BEGIN INFORMATION SHOWN
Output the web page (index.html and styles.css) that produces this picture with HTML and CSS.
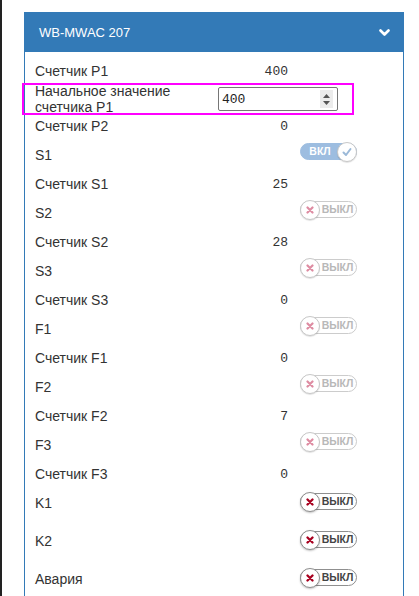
FILE: index.html
```html
<!DOCTYPE html>
<html lang="ru">
<head>
<meta charset="utf-8">
<link rel="stylesheet" href="styles.css">
</head>
<body>
<div class="page">
  <div class="strip"></div>
  <div class="panel">
    <div class="panel-head">
      <span class="title">WB-MWAC 207</span>
      <svg class="chev" width="11" height="8" viewBox="0 0 11 8"><polyline points="1.5,1.5 5.5,5.5 9.5,1.5" fill="none" stroke="#fff" stroke-width="2.6" stroke-linecap="round" stroke-linejoin="round"/></svg>
    </div>
    <div class="panel-body">
      <div class="row"><div class="label">Счетчик P1</div><div class="val">400</div></div>
      <div class="row hl">
        <div class="label two">Начальное значение счетчика P1</div>
        <div class="num"><span class="num-text">400</span><span class="spin"><svg width="13" height="18" viewBox="0 0 13 18"><polygon points="3,8 10,8 6.5,4" fill="#555"/><polygon points="3,11 10,11 6.5,15" fill="#555"/></svg></span></div>
      </div>
      <div class="row"><div class="label">Счетчик P2</div><div class="val">0</div></div>

      <div class="row sw-row"><div class="label">S1</div>
        <div class="switch on dis"><span class="knob"><svg width="10" height="10" viewBox="0 0 10 10"><polyline points="1.5,5.5 4,8 8.5,2" fill="none" stroke="#9bb9d8" stroke-width="2" stroke-linecap="round" stroke-linejoin="round"/></svg></span><span class="sw-text">ВКЛ</span></div>
      </div>
      <div class="row"><div class="label">Счетчик S1</div><div class="val">25</div></div>

      <div class="row sw-row"><div class="label">S2</div>
        <div class="switch off dis"><span class="knob"><svg width="8" height="8" viewBox="0 0 8 8"><path d="M1.5 1.5L6.5 6.5M6.5 1.5L1.5 6.5" stroke="#de8ca2" stroke-width="2.2" stroke-linecap="round"/></svg></span><span class="sw-text">ВЫКЛ</span></div>
      </div>
      <div class="row"><div class="label">Счетчик S2</div><div class="val">28</div></div>

      <div class="row sw-row"><div class="label">S3</div>
        <div class="switch off dis"><span class="knob"><svg width="8" height="8" viewBox="0 0 8 8"><path d="M1.5 1.5L6.5 6.5M6.5 1.5L1.5 6.5" stroke="#de8ca2" stroke-width="2.2" stroke-linecap="round"/></svg></span><span class="sw-text">ВЫКЛ</span></div>
      </div>
      <div class="row"><div class="label">Счетчик S3</div><div class="val">0</div></div>

      <div class="row sw-row"><div class="label">F1</div>
        <div class="switch off dis"><span class="knob"><svg width="8" height="8" viewBox="0 0 8 8"><path d="M1.5 1.5L6.5 6.5M6.5 1.5L1.5 6.5" stroke="#de8ca2" stroke-width="2.2" stroke-linecap="round"/></svg></span><span class="sw-text">ВЫКЛ</span></div>
      </div>
      <div class="row"><div class="label">Счетчик F1</div><div class="val">0</div></div>

      <div class="row sw-row"><div class="label">F2</div>
        <div class="switch off dis"><span class="knob"><svg width="8" height="8" viewBox="0 0 8 8"><path d="M1.5 1.5L6.5 6.5M6.5 1.5L1.5 6.5" stroke="#de8ca2" stroke-width="2.2" stroke-linecap="round"/></svg></span><span class="sw-text">ВЫКЛ</span></div>
      </div>
      <div class="row"><div class="label">Счетчик F2</div><div class="val">7</div></div>

      <div class="row sw-row"><div class="label">F3</div>
        <div class="switch off dis"><span class="knob"><svg width="8" height="8" viewBox="0 0 8 8"><path d="M1.5 1.5L6.5 6.5M6.5 1.5L1.5 6.5" stroke="#de8ca2" stroke-width="2.2" stroke-linecap="round"/></svg></span><span class="sw-text">ВЫКЛ</span></div>
      </div>
      <div class="row"><div class="label">Счетчик F3</div><div class="val">0</div></div>

      <div class="row sw-row tall"><div class="label">K1</div>
        <div class="switch off en"><span class="knob"><svg width="8" height="8" viewBox="0 0 8 8"><path d="M1.5 1.5L6.5 6.5M6.5 1.5L1.5 6.5" stroke="#a8001f" stroke-width="2.3" stroke-linecap="round"/></svg></span><span class="sw-text">ВЫКЛ</span></div>
      </div>
      <div class="row sw-row tall"><div class="label">K2</div>
        <div class="switch off en"><span class="knob"><svg width="8" height="8" viewBox="0 0 8 8"><path d="M1.5 1.5L6.5 6.5M6.5 1.5L1.5 6.5" stroke="#a8001f" stroke-width="2.3" stroke-linecap="round"/></svg></span><span class="sw-text">ВЫКЛ</span></div>
      </div>
      <div class="row sw-row tall"><div class="label">Авария</div>
        <div class="switch off en"><span class="knob"><svg width="8" height="8" viewBox="0 0 8 8"><path d="M1.5 1.5L6.5 6.5M6.5 1.5L1.5 6.5" stroke="#a8001f" stroke-width="2.3" stroke-linecap="round"/></svg></span><span class="sw-text">ВЫКЛ</span></div>
      </div>
    </div>
  </div>
</div>
</body>
</html>
```

FILE: styles.css
```css
html, body {
  margin: 0;
  padding: 0;
  background: #fff;
  height: 100%;
  overflow: hidden;
}
body {
  font-family: "Liberation Sans", Arial, sans-serif;
  color: #333;
}
.page {
  display: flex;
  align-items: flex-start;
  height: 100%;
}
.strip {
  flex: 0 0 2px;
  align-self: stretch;
  background: #222;
}
.panel {
  margin-left: 22px;
  margin-top: 12px;
  width: 380px;
  box-sizing: border-box;
  border: 1px solid #337ab7;
  border-bottom: none;
}
.panel-head {
  height: 39px;
  background: #337ab7;
  display: flex;
  align-items: center;
  justify-content: space-between;
  padding: 0 13px 0 14px;
  color: #fff;
}
.title {
  font-size: 13px;
}
.chev {
  display: block;
  margin-top: 1px;
}
.panel-body {
  padding-top: 5px;
}
.row {
  display: flex;
  align-items: center;
  height: 29px;
  padding-left: 10px;
  font-size: 14px;
}
.label {
  flex: 0 0 183px;
  line-height: 29px;
  white-space: nowrap;
}
.label.two {
  white-space: normal;
  line-height: 16px;
}
.val {
  width: 70px;
  text-align: right;
  font-family: "Liberation Mono", "Courier New", monospace;
  font-size: 13px;
  color: #333;
}
.row.hl {
  height: 26px;
  width: 316px;
  outline: 2px solid #ff00ff;
  outline-offset: 1px;
}
.num {
  display: flex;
  align-items: center;
  justify-content: space-between;
  width: 120px;
  height: 24px;
  box-sizing: border-box;
  border: 1px solid #767676;
  border-radius: 2px;
  padding: 0 4px 0 3px;
  background: #fff;
}
.num-text {
  font-family: "Liberation Mono", "Courier New", monospace;
  font-size: 13px;
  color: #222;
}
.spin {
  display: flex;
  background: #ececec;
}
.spin svg {
  display: block;
}
.sw-row {
  align-items: flex-start;
}
.sw-row.tall {
  height: 38px;
}
.switch {
  margin-left: 82px;
  margin-top: 2px;
  display: flex;
  align-items: center;
  width: 57px;
  height: 17px;
  box-sizing: border-box;
  border-radius: 9px;
  border: 1px solid #ccc;
  background: #fff;
}
.sw-row.tall .switch {
  margin-top: 4px;
}
.switch.on {
  flex-direction: row-reverse;
  background: #9dbde0;
  border-color: #9dbde0;
}
.knob {
  flex: 0 0 20px;
  width: 20px;
  height: 20px;
  margin: -2px -1px;
  box-sizing: border-box;
  border-radius: 50%;
  border: 1px solid #c8c8c8;
  background: #fff;
  display: flex;
  align-items: center;
  justify-content: center;
  box-shadow: 0 1px 1px rgba(0,0,0,0.12);
}
.knob svg {
  display: block;
}
.sw-text {
  flex: 1;
  text-align: center;
  font-size: 10.5px;
  font-weight: bold;
  line-height: 15px;
  color: #b8b8b8;
}
.switch.on .sw-text {
  color: #fff;
  padding-left: 1px;
}
.switch.en {
  border-color: #8f8f8f;
}
.switch.en .knob {
  border-color: #8f8f8f;
  box-shadow: 0 1px 2px rgba(0,0,0,0.25);
}
.switch.en .sw-text {
  color: #444;
}
```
END INFORMATION SHOWN
- WRITTEN PROBLEM
Reply with one number only, the count of lines above that hold the string "page".

- WRITTEN ANSWER
3